→ GIVEN EXERCISE: Every line of the material below should be repeated exactly.

# START OF STORED DATA

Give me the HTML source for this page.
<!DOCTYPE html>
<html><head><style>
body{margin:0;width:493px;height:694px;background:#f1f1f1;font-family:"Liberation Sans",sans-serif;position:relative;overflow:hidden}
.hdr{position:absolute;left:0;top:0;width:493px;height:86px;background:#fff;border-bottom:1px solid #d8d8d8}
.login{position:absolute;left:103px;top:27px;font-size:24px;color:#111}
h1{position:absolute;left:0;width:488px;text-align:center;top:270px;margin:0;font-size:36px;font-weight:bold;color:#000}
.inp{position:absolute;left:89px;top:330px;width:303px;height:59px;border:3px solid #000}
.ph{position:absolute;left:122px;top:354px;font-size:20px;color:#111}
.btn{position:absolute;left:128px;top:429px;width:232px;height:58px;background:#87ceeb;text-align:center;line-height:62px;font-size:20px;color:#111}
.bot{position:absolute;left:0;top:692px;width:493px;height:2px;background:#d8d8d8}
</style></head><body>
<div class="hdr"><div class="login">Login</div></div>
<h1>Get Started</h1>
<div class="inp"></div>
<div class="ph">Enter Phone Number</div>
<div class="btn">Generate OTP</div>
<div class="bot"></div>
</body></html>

# END OF STORED DATA

→ FINISHED EXERCISE:
Give me the HTML source for this page.
<!DOCTYPE html>
<html><head><style>
body{margin:0;width:493px;height:694px;background:#f1f1f1;font-family:"Liberation Sans",sans-serif;position:relative;overflow:hidden}
.hdr{position:absolute;left:0;top:0;width:493px;height:86px;background:#fff;border-bottom:1px solid #d8d8d8}
.login{position:absolute;left:103px;top:27px;font-size:24px;color:#111}
h1{position:absolute;left:0;width:488px;text-align:center;top:270px;margin:0;font-size:36px;font-weight:bold;color:#000}
.inp{position:absolute;left:89px;top:330px;width:303px;height:59px;border:3px solid #000}
.ph{position:absolute;left:122px;top:354px;font-size:20px;color:#111}
.btn{position:absolute;left:128px;top:429px;width:232px;height:58px;background:#87ceeb;text-align:center;line-height:62px;font-size:20px;color:#111}
.bot{position:absolute;left:0;top:692px;width:493px;height:2px;background:#d8d8d8}
</style></head><body>
<div class="hdr"><div class="login">Login</div></div>
<h1>Get Started</h1>
<div class="inp"></div>
<div class="ph">Enter Phone Number</div>
<div class="btn">Generate OTP</div>
<div class="bot"></div>
</body></html>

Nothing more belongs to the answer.